In what follows I shall write 'p ent q' for 'p entails q', and I shall understand by this a kind of logical relation which holds, e.g. between the conjunction of the premisses of a valid syllogism and its conclusion. One way of describing it would be to say that the conjunction of p with not-q would be impossible, and that this impossibility does not depend on p being itself impossible or on q being itself necessary. I shall write 'p imp q' for 'p implies q', and I shall understand by this that the conjunction of p with not-q is in fact false. With these notational preliminaries, the argument may be stated as follows.
Let 'p' stand for the sentence 'It would not be wrong for X to choose Y'.

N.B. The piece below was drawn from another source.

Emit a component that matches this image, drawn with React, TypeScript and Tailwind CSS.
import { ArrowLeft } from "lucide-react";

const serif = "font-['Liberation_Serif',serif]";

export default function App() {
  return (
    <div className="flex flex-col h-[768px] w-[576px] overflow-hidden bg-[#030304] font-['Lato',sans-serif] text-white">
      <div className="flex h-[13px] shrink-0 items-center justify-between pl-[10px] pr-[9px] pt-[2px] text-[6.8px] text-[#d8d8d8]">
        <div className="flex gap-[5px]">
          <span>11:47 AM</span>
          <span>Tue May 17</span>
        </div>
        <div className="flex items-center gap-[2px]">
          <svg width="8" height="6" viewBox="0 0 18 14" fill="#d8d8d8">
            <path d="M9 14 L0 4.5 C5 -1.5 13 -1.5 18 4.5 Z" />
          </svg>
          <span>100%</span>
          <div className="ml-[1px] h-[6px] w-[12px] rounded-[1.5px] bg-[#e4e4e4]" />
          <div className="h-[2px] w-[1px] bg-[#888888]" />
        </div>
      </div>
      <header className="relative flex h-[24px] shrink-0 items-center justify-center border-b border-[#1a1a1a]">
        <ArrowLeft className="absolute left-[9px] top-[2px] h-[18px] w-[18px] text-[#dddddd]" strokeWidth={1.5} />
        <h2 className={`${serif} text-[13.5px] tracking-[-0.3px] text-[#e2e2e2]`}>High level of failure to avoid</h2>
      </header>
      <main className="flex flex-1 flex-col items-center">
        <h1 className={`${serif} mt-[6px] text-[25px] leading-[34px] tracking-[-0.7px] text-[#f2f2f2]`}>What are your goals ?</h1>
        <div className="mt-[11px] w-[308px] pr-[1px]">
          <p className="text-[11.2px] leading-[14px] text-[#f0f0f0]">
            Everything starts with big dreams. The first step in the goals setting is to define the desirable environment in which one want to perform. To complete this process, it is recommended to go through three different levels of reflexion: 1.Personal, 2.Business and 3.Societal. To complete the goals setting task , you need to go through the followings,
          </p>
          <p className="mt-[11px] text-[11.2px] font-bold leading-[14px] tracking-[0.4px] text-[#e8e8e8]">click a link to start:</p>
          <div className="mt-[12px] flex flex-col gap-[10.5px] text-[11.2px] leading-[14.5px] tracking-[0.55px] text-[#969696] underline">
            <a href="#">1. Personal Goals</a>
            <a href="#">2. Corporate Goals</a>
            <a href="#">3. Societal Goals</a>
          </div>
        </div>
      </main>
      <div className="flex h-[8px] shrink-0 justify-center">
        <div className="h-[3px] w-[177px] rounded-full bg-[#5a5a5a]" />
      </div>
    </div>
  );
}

Let 'q' stand for the sentence 'X does not know that the world would be intrinsically worse if he were to choose Y than if he were to choose some other alternative open to him at the time'.
Let 'r' stand for the sentence 'X knows that the choice of Y by him would procure for himself a more favourable balance of intrinsically good over intrinsically bad experiences than any other choice that he could make, and knows also that this choice would be at least as favourable to the development of his own nature and dispositions as any other that he could make'.
Then what Moore calls 'Proposition A' is that p would follow from r alone, even though q should be false. So we may write 'A' for 'r ent p, even though not-q'. Moore asserts, and I agree, that A is entailed by Ethical Egoism.
What Moore calls 'Proposition B' is that the falsity of q would entail the falsity of p. So we may write 'B' for 'not-q ent not-p'. Moore asserts, and I agree, that B is entailed by Ethical Neutralism.
Now Moore asserts that A entails that r does not entail q. For, he argues, to say that r would entail p, even though q were false, entails that it is logically possible for q to be false, even though r were true. This contention of Moore's may be written
A ent not-(r ent q)
Moore's argument may now be stated formally as follows: --
For A imp not-A is simply equivalent to (not-A or not-A), which is in turn simply equivalent to not-A. So the latter proposition would merely amount to the tame conclusion that B ent not-A, i.e. in effect, that Ethical Neutralism is incompatible with Ethical Egoism.)
B ent (not-q ent not-p) (by definition) Hence B ent (p ent q) (by contraposition) (I) Again, A ent (r ent p) (by definition) Therefore (A & B) ent ((r ent p) & (p ent q)) Whence (A & B) ent (r ent q) (II) But, as we have seen, according to Moore A ent not-(r ent q) Therefore (r ent q) ent not-A (by contraposition) (III) Therefore ((II) & (111)) ent ((A & B) ent not-A) Since (II) and (III) can be asserted, we can drop them and assert what they together entail, i.e. (A & B) ent not-A (IV) Now up to this point the argument is valid, if we grant Moore's contention (which I shall not here question) that A ent not-(r ent q). But what he claims to have proved is that B entails that A is self-contradictory. Now this must be the proposition B ent (A ent not-A) (V) (It must be clearly understood that it is not enough for Moore to show that B ent (A imp not-A)
The question is, therefore, whether it is justifiable to infer from (IV), i.e. from (A & B) ent not-A, to (V), i.e. to B ent (A ent not-A). The answer is that this is not justifiable. Consider, e.g. a valid syllogism (P & Q) ent R. Suppose that you could legitimately derive from this the proposition P ent (Q ent R). Then, if the premiss P were known to be true, you could drop it and assert the proposition Q ent R. That this is not justifiable can easily be seen by taking a concrete example of a valid syllogism with a premiss known to be true. Take, e.g. 'All men are mortal' for 'P', 'Socrates is a man' for 'Q', and 'Socrates is mortal' for 'R'. Then, if this kind of inference were valid, we could infer from the syllogism the proposition (All men are mortal) ent ((Socrates is a man) ent (Socrates is mortal)). Then, dropping the true premiss that all men are mortal, we could assert that Socrates is a man entails that Socrates is mortal. Now that conclusion is certainly false. The mortality of Socrates is not a necessary consequence of his humanity alone.
So, unless I am much mistaken, Moore's new argument is fallacious, and he has failed to show that, if Ethical Neutralism were true, Ethical Egoism would be self-contradictory. It is a rash undertaking to accuse Moore of a logical fallacy, and it may well be that I have misunderstood his argument. On the other hand, it is very easy for the best of us to commit fallacies in modal logic, and so even Moore may have done so. But that consideration cuts both ways, and I myself may have committed some fallacy in modal logic in my criticism of his argument.